In 2000, Touboul left Finjan to start Runway, Israel's first internet incubator, and Runway Telecom Partners, an Israeli telecommunications incubator co-founded with Alcatel. Alcatel invested $14 million in Runway Telecom in 2001. Also in 2001, Finjan encountered financial difficulties and Touboul returned to the company at the request of investor, David Cowan of Bessemer Venture Partners. As CEO of Finjan, Touboul often spoke about the risks of advanced spyware and the security gaps in programs and programming languages like JavaScript. He also invented new technologies, including static and dynamic code behavior analysis and behavior based blocking technology. Touboul helped aggressively market Finjan's proactive defense technology, and McAfee incorporated that technology into their products. Touboul also pushed for more funding. Finjan secured $8.5 million in funding from an investor group led by Benchmark Capital Israel, Israel Seed Partners, and Bessemer Venture Partners. This brought the total amount of funding to $31.5 million over the course of 6 years. Touboul helped Finjan earn an additional $10 million in funding in 2004 from investors including Cisco Systems, Bessemer Venture Partners, Israel Seed Partners, and Benchmark Capital.

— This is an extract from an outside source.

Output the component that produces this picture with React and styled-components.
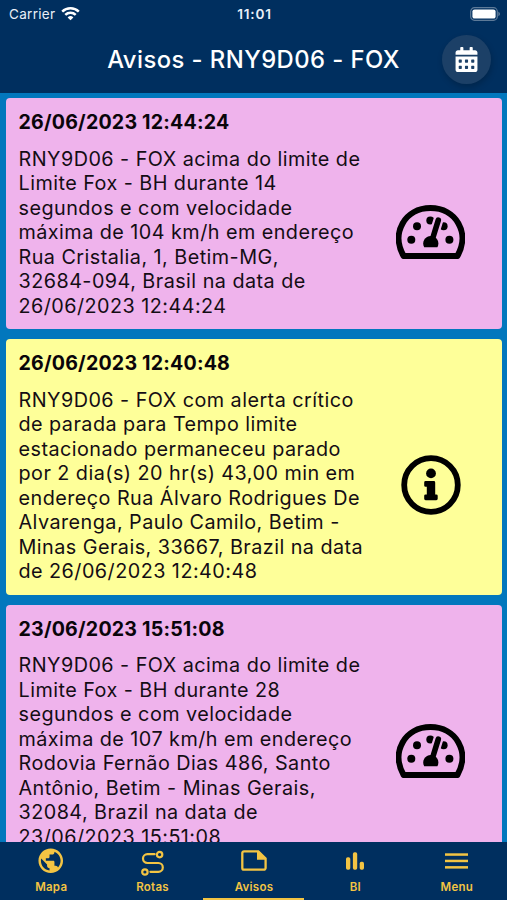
import React from 'react';
import styled, { createGlobalStyle } from 'styled-components';
import { FaCalendarAlt } from 'react-icons/fa';
import { MdPublic } from 'react-icons/md';

const GlobalStyle = createGlobalStyle`
    * {
        box-sizing: border-box;
    }
    body {
        margin: 0;
        overflow: hidden;
        font-family: Inter, 'Liberation Sans', sans-serif;
    }
`

const Screen = styled.div`
    width: 507px;
    height: 900px;
    display: flex;
    flex-direction: column;
    background: #0277bd;
    overflow: hidden;
`

const Header = styled.header`
    flex: none;
    height: 93px;
    background: #002f5f;
    color: #fff;
`

const StatusBar = styled.div`
    display: grid;
    grid-template-columns: 1fr auto 1fr;
    align-items: center;
    height: 27px;
    padding: 0 7px 0 9px;
    font-size: 13.5px;
    color: #e9eff7;
`

const Carrier = styled.div`
    display: flex;
    align-items: center;
    gap: 6px;
    letter-spacing: 0.3px;
`

const Clock = styled.div`
    font-size: 13.6px;
    font-weight: 600;
    letter-spacing: 0.8px;
`

const Battery = styled.div`
    display: flex;
    justify-content: flex-end;
`

const TitleBar = styled.div`
    display: grid;
    grid-template-columns: 65px 1fr 65px;
    align-items: center;
    height: 65px;
`

const Title = styled.h1`
    grid-column: 2;
    margin: 0;
    text-align: center;
    white-space: nowrap;
    font-size: 23.8px;
    line-height: 30px;
    font-weight: 500;
    letter-spacing: 0.45px;
`

const DateButton = styled.button`
    display: flex;
    align-items: center;
    justify-content: center;
    width: 49px;
    height: 49px;
    padding: 0;
    border: 0;
    border-radius: 50%;
    background: #1c4067;
    color: #fff;
    box-shadow: 1px 3px 6px rgba(0, 0, 0, 0.2);
`

const List = styled.main`
    flex: 1;
    min-height: 0;
    display: flex;
    flex-direction: column;
    gap: 10px;
    padding: 5.3px 5px 0 6px;
    overflow: hidden;
`

const Card = styled.article`
    flex: none;
    display: flex;
    align-items: center;
    height: ${(props) => props.$height}px;
    padding-left: 12.5px;
    border-radius: 4px;
    background: ${(props) => props.$color};
    color: #140d14;
`

const CardBody = styled.div`
    width: 352px;
    align-self: flex-start;
    padding-top: 12px;
`

const CardDate = styled.h2`
    margin: 0 0 12.3px;
    font-size: 19.6px;
    line-height: 24px;
    font-weight: 700;
    letter-spacing: 0.2px;
    color: #0a050a;
`

const Line = styled.div`
    height: 24.5px;
    line-height: 24.5px;
    font-size: 19.8px;
    letter-spacing: 0.46px;
    white-space: nowrap;
`

const CardIcon = styled.div`
    flex: 1;
    display: flex;
    justify-content: center;
    padding: 36px 12px 0 0;
`

const Nav = styled.nav`
    flex: none;
    display: grid;
    grid-template-columns: repeat(5, 1fr);
    height: 58.5px;
    background: #002f5f;
`

const NavItem = styled.div`
    display: flex;
    flex-direction: column;
    align-items: center;
    padding: 4px 0 0 1px;
    color: #f3c443;
    border-bottom: 2.5px solid ${(props) => (props.$active ? '#f3c443' : 'transparent')};
`

const NavIcon = styled.div`
    display: flex;
    align-items: center;
    justify-content: center;
    height: 30px;
`

const NavLabel = styled.span`
    margin-top: 4px;
    font-size: 11.5px;
    line-height: 15px;
    font-weight: 600;
    letter-spacing: 0.25px;
`

const WifiIcon = () => (
    <svg width="19" height="15" viewBox="0 0 19 15" fill="none" stroke="#fff" strokeWidth="2.5">
        <path d="M1.2 5.6a12 12 0 0 1 16.6 0" />
        <path d="M4.3 8.9a7.4 7.4 0 0 1 10.4 0" />
        <path d="M9.5 14.3 6.6 11.4a4.2 4.2 0 0 1 5.8 0z" fill="#fff" stroke="none" />
    </svg>
)

const BatteryIcon = () => (
    <svg width="30" height="14" viewBox="0 0 30 14">
        <rect x="0.7" y="0.7" width="26.6" height="12.6" rx="3.8" fill="none" stroke="#5d7a98" strokeWidth="1.2" />
        <rect x="2.4" y="2.4" width="23.2" height="9.2" rx="2.2" fill="#fff" />
        <path d="M28.5 4.8c1.6.7 1.6 3.7 0 4.4z" fill="#8096ad" />
    </svg>
)

const GaugeIcon = ({ background }) => (
    <svg width="69" height="54" viewBox="0 0 69 54">
        <path
            d="M7.6 51C-5.5 28 9 3.1 34.5 3.1S74.5 28 61.4 51z"
            fill="none"
            stroke="#000"
            strokeWidth="6"
            strokeLinejoin="round"
        />
        <circle cx="21" cy="21.3" r="4" />
        <circle cx="15.3" cy="34.7" r="4" />
        <circle cx="53.4" cy="34.7" r="4" />
        <circle cx="34.3" cy="15.6" r="4" />
        <circle cx="47.6" cy="21.3" r="4" />
        <path d="M42.3 15.2 36.5 34" stroke={background} strokeWidth="10" strokeLinecap="round" />
        <path d="M42.3 15.2 36.5 34" stroke="#000" strokeWidth="5.6" strokeLinecap="round" />
        <path d="M28.2 42.3a7.6 7.6 0 1 1 13.2 0z" />
    </svg>
)

const InfoIcon = () => (
    <svg width="61" height="60" viewBox="-1 0 61 60">
        <circle cx="30" cy="30" r="26.8" fill="none" stroke="#000" strokeWidth="5.8" />
        <circle cx="30" cy="18.4" r="4.9" />
        <path d="M24.6 26h8.2q1.4 0 1.4 1.4v12h1.1q1.4 0 1.4 1.4v3q0 1.4-1.4 1.4H24.6q-1.4 0-1.4-1.4v-3q0-1.4 1.4-1.4h1.2v-7.6h-1.2q-1.4 0-1.4-1.4v-3Q23.2 26 24.6 26z" />
    </svg>
)

const RouteIcon = () => (
    <svg width="24" height="30" viewBox="0 0 24 30" fill="none" stroke="currentColor" strokeWidth="2.2">
        <circle cx="18.6" cy="8.6" r="2.7" />
        <circle cx="3.9" cy="26" r="2.7" />
        <path d="M13.6 8.2H6.4a4.4 4.4 0 0 0 0 8.8h11a4.4 4.4 0 0 1 0 8.8H9.4" strokeLinecap="round" />
    </svg>
)

const NoteIcon = () => (
    <svg width="26" height="21" viewBox="0 0 26 21">
        <path
            d="M3 1.4h14.3l7.3 7v9.5a1.7 1.7 0 0 1-1.7 1.7H3a1.7 1.7 0 0 1-1.7-1.7V3.1A1.7 1.7 0 0 1 3 1.4z"
            fill="none"
            stroke="currentColor"
            strokeWidth="2.3"
        />
        <path d="M16 1.4h1.8l7 6.8v1.5H16z" fill="currentColor" />
    </svg>
)

const BarsIcon = () => (
    <svg width="18" height="18" viewBox="0 0 18 18" fill="currentColor">
        <rect x="0" y="5.2" width="4.3" height="12.5" rx="1.7" />
        <rect x="6.9" y="0.2" width="4.3" height="17.5" rx="1.7" />
        <rect x="13.7" y="9.8" width="4.3" height="7.9" rx="1.7" />
    </svg>
)

const MenuIcon = () => (
    <svg width="23" height="16" viewBox="0 0 23 16" fill="currentColor">
        <rect y="0.3" width="23" height="2.5" />
        <rect y="6.7" width="23" height="2.5" />
        <rect y="13.1" width="23" height="2.5" />
    </svg>
)

const PINK = '#efb3ec'
const YELLOW = '#feff99'

const avisos = [
    {
        type: 'speed',
        date: '26/06/2023 12:44:24',
        height: 231,
        lines: [
            'RNY9D06 - FOX acima do limite de',
            'Limite Fox - BH durante 14',
            'segundos e com velocidade',
            'máxima de 104 km/h em endereço',
            'Rua Cristalia, 1, Betim-MG,',
            '32684-094, Brasil na data de',
            '26/06/2023 12:44:24',
        ],
    },
    {
        type: 'info',
        date: '26/06/2023 12:40:48',
        height: 255.5,
        lines: [
            'RNY9D06 - FOX com alerta crítico',
            'de parada para Tempo limite',
            'estacionado permaneceu parado',
            'por 2 dia(s) 20 hr(s) 43,00 min em',
            'endereço Rua Álvaro Rodrigues De',
            'Alvarenga, Paulo Camilo, Betim -',
            'Minas Gerais, 33667, Brazil na data',
            'de 26/06/2023 12:40:48',
        ],
    },
    {
        type: 'speed',
        date: '23/06/2023 15:51:08',
        height: 255.5,
        lines: [
            'RNY9D06 - FOX acima do limite de',
            'Limite Fox - BH durante 28',
            'segundos e com velocidade',
            'máxima de 107 km/h em endereço',
            'Rodovia Fernão Dias 486, Santo',
            'Antônio, Betim - Minas Gerais,',
            '32084, Brazil na data de',
            '23/06/2023 15:51:08',
        ],
    },
]

const tabs = [
    { label: 'Mapa', icon: <MdPublic size={29.5} /> },
    { label: 'Rotas', icon: <RouteIcon /> },
    { label: 'Avisos', icon: <NoteIcon />, active: true },
    { label: 'BI', icon: <BarsIcon /> },
    { label: 'Menu', icon: <MenuIcon /> },
]

const App = () => {
    return (
        <Screen>
            <GlobalStyle />
            <Header>
                <StatusBar>
                    <Carrier>
                        Carrier
                        <WifiIcon />
                    </Carrier>
                    <Clock>11:01</Clock>
                    <Battery>
                        <BatteryIcon />
                    </Battery>
                </StatusBar>
                <TitleBar>
                    <Title>Avisos - RNY9D06 - FOX</Title>
                    <DateButton>
                        <FaCalendarAlt size={25} />
                    </DateButton>
                </TitleBar>
            </Header>

            <List>
                {avisos.map((aviso) => {
                    const color = aviso.type === 'speed' ? PINK : YELLOW
                    return (
                        <Card key={aviso.date} $height={aviso.height} $color={color}>
                            <CardBody>
                                <CardDate>{aviso.date}</CardDate>
                                {aviso.lines.map((line) => (
                                    <Line key={line}>{line}</Line>
                                ))}
                            </CardBody>
                            <CardIcon>
                                {aviso.type === 'speed' ? <GaugeIcon background={color} /> : <InfoIcon />}
                            </CardIcon>
                        </Card>
                    )
                })}
            </List>

            <Nav>
                {tabs.map((tab) => (
                    <NavItem key={tab.label} $active={tab.active}>
                        <NavIcon>{tab.icon}</NavIcon>
                        <NavLabel>{tab.label}</NavLabel>
                    </NavItem>
                ))}
            </Nav>
        </Screen>
    );
};

export default App;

Finjan terminated Touboul in July 2005. He started Yoggie Security Systems 3 weeks after his departure from Finjan. This new company designed hardware to solve security issues for individuals using laptops or mobile devices on a public Wi-Fi signal. The hardware also kept security tasks separate from the computer's main CPU, implementing the first security dedicated coprocessor for networked based computers and devices. Touboul invented 8 patents for Yoggie. Among the Yoggie products are the Yoggie Gatekeeper Pico and the Gatekeeper Card. Within the first year of its operation, Yoggie received $1.8 million in investment funding from investors in Silicon Valley, Israel, and New York City (including Earlybird Venture Capital). In total, Touboul helped raise around $18 million in funding for Yoggie, and the company was eventually sold to Norway-based Cupp Computing in 2011.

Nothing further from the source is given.